▶ What you should do:
In this exercise, return the whole listing exactly, excluding any images.

▶ Supplied data:
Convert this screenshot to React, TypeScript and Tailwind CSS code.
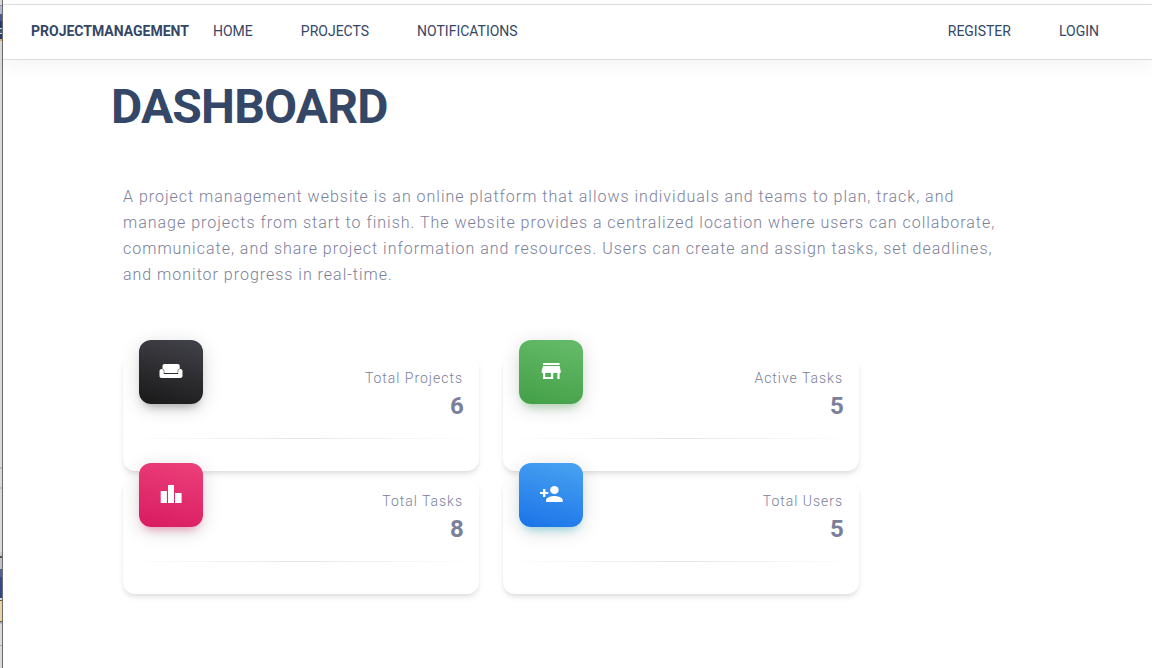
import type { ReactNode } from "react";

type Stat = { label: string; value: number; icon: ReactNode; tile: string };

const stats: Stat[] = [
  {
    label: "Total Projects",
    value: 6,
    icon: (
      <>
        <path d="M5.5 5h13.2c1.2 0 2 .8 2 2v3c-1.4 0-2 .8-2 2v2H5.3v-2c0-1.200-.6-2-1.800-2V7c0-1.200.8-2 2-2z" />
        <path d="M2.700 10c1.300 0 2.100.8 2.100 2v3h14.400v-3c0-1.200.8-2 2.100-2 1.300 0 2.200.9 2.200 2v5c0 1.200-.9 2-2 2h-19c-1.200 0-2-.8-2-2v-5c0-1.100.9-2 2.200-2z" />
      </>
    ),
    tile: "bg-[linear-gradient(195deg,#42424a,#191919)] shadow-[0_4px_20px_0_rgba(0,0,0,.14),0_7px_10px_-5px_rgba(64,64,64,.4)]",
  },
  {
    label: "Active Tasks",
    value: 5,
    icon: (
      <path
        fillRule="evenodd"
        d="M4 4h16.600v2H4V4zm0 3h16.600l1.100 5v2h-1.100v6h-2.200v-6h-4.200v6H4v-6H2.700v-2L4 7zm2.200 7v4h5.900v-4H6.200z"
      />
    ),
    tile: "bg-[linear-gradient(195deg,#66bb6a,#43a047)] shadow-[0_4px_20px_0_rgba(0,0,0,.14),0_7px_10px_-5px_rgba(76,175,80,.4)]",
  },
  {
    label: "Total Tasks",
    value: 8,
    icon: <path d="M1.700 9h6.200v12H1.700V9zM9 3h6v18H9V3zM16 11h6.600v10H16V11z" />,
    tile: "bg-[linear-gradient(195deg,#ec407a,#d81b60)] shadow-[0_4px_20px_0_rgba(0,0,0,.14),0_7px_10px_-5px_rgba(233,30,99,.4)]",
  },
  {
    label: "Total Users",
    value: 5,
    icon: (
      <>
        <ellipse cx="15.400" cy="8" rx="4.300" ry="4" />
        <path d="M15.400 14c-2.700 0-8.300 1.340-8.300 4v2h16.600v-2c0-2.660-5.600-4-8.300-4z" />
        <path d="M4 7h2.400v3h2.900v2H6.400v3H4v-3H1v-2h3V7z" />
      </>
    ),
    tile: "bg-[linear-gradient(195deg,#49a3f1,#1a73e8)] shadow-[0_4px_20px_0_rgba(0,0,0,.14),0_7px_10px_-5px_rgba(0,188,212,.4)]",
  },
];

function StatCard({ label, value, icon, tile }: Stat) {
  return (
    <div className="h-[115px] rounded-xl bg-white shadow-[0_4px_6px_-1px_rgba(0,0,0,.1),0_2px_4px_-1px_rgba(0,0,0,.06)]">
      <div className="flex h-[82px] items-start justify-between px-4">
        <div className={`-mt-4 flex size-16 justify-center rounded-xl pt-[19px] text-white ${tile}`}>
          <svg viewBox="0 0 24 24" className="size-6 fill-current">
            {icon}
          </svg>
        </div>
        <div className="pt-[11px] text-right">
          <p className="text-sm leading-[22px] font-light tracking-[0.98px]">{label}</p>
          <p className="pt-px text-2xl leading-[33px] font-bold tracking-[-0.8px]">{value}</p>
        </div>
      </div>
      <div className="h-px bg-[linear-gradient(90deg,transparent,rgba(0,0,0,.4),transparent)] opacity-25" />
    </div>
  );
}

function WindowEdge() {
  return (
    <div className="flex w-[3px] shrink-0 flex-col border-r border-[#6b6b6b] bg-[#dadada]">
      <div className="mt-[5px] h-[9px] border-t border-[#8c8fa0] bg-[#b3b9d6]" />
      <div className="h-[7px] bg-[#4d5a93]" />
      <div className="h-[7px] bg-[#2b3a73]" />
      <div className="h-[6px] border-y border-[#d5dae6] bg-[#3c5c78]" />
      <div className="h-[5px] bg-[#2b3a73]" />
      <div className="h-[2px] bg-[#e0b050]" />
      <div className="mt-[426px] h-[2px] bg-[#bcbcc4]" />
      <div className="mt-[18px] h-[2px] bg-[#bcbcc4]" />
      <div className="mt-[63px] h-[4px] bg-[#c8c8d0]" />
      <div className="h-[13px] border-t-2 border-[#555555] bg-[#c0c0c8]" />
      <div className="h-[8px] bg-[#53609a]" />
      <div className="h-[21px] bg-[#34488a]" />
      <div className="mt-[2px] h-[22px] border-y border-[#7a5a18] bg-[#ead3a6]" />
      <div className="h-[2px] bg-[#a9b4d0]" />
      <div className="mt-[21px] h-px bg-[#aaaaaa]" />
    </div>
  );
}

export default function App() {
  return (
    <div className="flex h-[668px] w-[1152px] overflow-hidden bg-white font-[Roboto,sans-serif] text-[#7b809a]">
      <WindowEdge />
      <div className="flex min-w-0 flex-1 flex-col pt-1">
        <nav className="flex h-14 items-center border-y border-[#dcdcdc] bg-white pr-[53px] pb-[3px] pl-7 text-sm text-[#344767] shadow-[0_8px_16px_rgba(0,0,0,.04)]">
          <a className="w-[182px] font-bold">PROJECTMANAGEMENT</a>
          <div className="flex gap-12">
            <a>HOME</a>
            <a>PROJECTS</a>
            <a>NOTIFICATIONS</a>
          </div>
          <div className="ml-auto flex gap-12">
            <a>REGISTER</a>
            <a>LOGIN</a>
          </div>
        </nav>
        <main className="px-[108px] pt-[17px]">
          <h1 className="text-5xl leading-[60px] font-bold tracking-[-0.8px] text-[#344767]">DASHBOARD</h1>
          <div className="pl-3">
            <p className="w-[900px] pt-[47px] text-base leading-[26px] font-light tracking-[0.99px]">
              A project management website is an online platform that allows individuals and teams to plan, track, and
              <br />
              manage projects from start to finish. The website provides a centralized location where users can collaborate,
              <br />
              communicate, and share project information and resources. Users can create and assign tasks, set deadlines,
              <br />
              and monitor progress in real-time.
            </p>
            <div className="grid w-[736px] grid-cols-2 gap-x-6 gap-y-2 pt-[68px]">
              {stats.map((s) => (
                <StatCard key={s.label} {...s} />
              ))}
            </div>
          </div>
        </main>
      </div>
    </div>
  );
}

▶ Final result:
Convert this screenshot to React, TypeScript and Tailwind CSS code.
import type { ReactNode } from "react";

type Stat = { label: string; value: number; icon: ReactNode; tile: string };

const stats: Stat[] = [
  {
    label: "Total Projects",
    value: 6,
    icon: (
      <>
        <path d="M5.5 5h13.2c1.2 0 2 .8 2 2v3c-1.4 0-2 .8-2 2v2H5.3v-2c0-1.200-.6-2-1.800-2V7c0-1.200.8-2 2-2z" />
        <path d="M2.700 10c1.300 0 2.100.8 2.100 2v3h14.400v-3c0-1.200.8-2 2.100-2 1.300 0 2.200.9 2.200 2v5c0 1.200-.9 2-2 2h-19c-1.200 0-2-.8-2-2v-5c0-1.100.9-2 2.200-2z" />
      </>
    ),
    tile: "bg-[linear-gradient(195deg,#42424a,#191919)] shadow-[0_4px_20px_0_rgba(0,0,0,.14),0_7px_10px_-5px_rgba(64,64,64,.4)]",
  },
  {
    label: "Active Tasks",
    value: 5,
    icon: (
      <path
        fillRule="evenodd"
        d="M4 4h16.600v2H4V4zm0 3h16.600l1.100 5v2h-1.100v6h-2.200v-6h-4.200v6H4v-6H2.700v-2L4 7zm2.200 7v4h5.900v-4H6.200z"
      />
    ),
    tile: "bg-[linear-gradient(195deg,#66bb6a,#43a047)] shadow-[0_4px_20px_0_rgba(0,0,0,.14),0_7px_10px_-5px_rgba(76,175,80,.4)]",
  },
  {
    label: "Total Tasks",
    value: 8,
    icon: <path d="M1.700 9h6.200v12H1.700V9zM9 3h6v18H9V3zM16 11h6.600v10H16V11z" />,
    tile: "bg-[linear-gradient(195deg,#ec407a,#d81b60)] shadow-[0_4px_20px_0_rgba(0,0,0,.14),0_7px_10px_-5px_rgba(233,30,99,.4)]",
  },
  {
    label: "Total Users",
    value: 5,
    icon: (
      <>
        <ellipse cx="15.400" cy="8" rx="4.300" ry="4" />
        <path d="M15.400 14c-2.700 0-8.300 1.340-8.300 4v2h16.600v-2c0-2.660-5.600-4-8.300-4z" />
        <path d="M4 7h2.400v3h2.900v2H6.400v3H4v-3H1v-2h3V7z" />
      </>
    ),
    tile: "bg-[linear-gradient(195deg,#49a3f1,#1a73e8)] shadow-[0_4px_20px_0_rgba(0,0,0,.14),0_7px_10px_-5px_rgba(0,188,212,.4)]",
  },
];

function StatCard({ label, value, icon, tile }: Stat) {
  return (
    <div className="h-[115px] rounded-xl bg-white shadow-[0_4px_6px_-1px_rgba(0,0,0,.1),0_2px_4px_-1px_rgba(0,0,0,.06)]">
      <div className="flex h-[82px] items-start justify-between px-4">
        <div className={`-mt-4 flex size-16 justify-center rounded-xl pt-[19px] text-white ${tile}`}>
          <svg viewBox="0 0 24 24" className="size-6 fill-current">
            {icon}
          </svg>
        </div>
        <div className="pt-[11px] text-right">
          <p className="text-sm leading-[22px] font-light tracking-[0.98px]">{label}</p>
          <p className="pt-px text-2xl leading-[33px] font-bold tracking-[-0.8px]">{value}</p>
        </div>
      </div>
      <div className="h-px bg-[linear-gradient(90deg,transparent,rgba(0,0,0,.4),transparent)] opacity-25" />
    </div>
  );
}

function WindowEdge() {
  return (
    <div className="flex w-[3px] shrink-0 flex-col border-r border-[#6b6b6b] bg-[#dadada]">
      <div className="mt-[5px] h-[9px] border-t border-[#8c8fa0] bg-[#b3b9d6]" />
      <div className="h-[7px] bg-[#4d5a93]" />
      <div className="h-[7px] bg-[#2b3a73]" />
      <div className="h-[6px] border-y border-[#d5dae6] bg-[#3c5c78]" />
      <div className="h-[5px] bg-[#2b3a73]" />
      <div className="h-[2px] bg-[#e0b050]" />
      <div className="mt-[426px] h-[2px] bg-[#bcbcc4]" />
      <div className="mt-[18px] h-[2px] bg-[#bcbcc4]" />
      <div className="mt-[63px] h-[4px] bg-[#c8c8d0]" />
      <div className="h-[13px] border-t-2 border-[#555555] bg-[#c0c0c8]" />
      <div className="h-[8px] bg-[#53609a]" />
      <div className="h-[21px] bg-[#34488a]" />
      <div className="mt-[2px] h-[22px] border-y border-[#7a5a18] bg-[#ead3a6]" />
      <div className="h-[2px] bg-[#a9b4d0]" />
      <div className="mt-[21px] h-px bg-[#aaaaaa]" />
    </div>
  );
}

export default function App() {
  return (
    <div className="flex h-[668px] w-[1152px] overflow-hidden bg-white font-[Roboto,sans-serif] text-[#7b809a]">
      <WindowEdge />
      <div className="flex min-w-0 flex-1 flex-col pt-1">
        <nav className="flex h-14 items-center border-y border-[#dcdcdc] bg-white pr-[53px] pb-[3px] pl-7 text-sm text-[#344767] shadow-[0_8px_16px_rgba(0,0,0,.04)]">
          <a className="w-[182px] font-bold">PROJECTMANAGEMENT</a>
          <div className="flex gap-12">
            <a>HOME</a>
            <a>PROJECTS</a>
            <a>NOTIFICATIONS</a>
          </div>
          <div className="ml-auto flex gap-12">
            <a>REGISTER</a>
            <a>LOGIN</a>
          </div>
        </nav>
        <main className="px-[108px] pt-[17px]">
          <h1 className="text-5xl leading-[60px] font-bold tracking-[-0.8px] text-[#344767]">DASHBOARD</h1>
          <div className="pl-3">
            <p className="w-[900px] pt-[47px] text-base leading-[26px] font-light tracking-[0.99px]">
              A project management website is an online platform that allows individuals and teams to plan, track, and
              <br />
              manage projects from start to finish. The website provides a centralized location where users can collaborate,
              <br />
              communicate, and share project information and resources. Users can create and assign tasks, set deadlines,
              <br />
              and monitor progress in real-time.
            </p>
            <div className="grid w-[736px] grid-cols-2 gap-x-6 gap-y-2 pt-[68px]">
              {stats.map((s) => (
                <StatCard key={s.label} {...s} />
              ))}
            </div>
          </div>
        </main>
      </div>
    </div>
  );
}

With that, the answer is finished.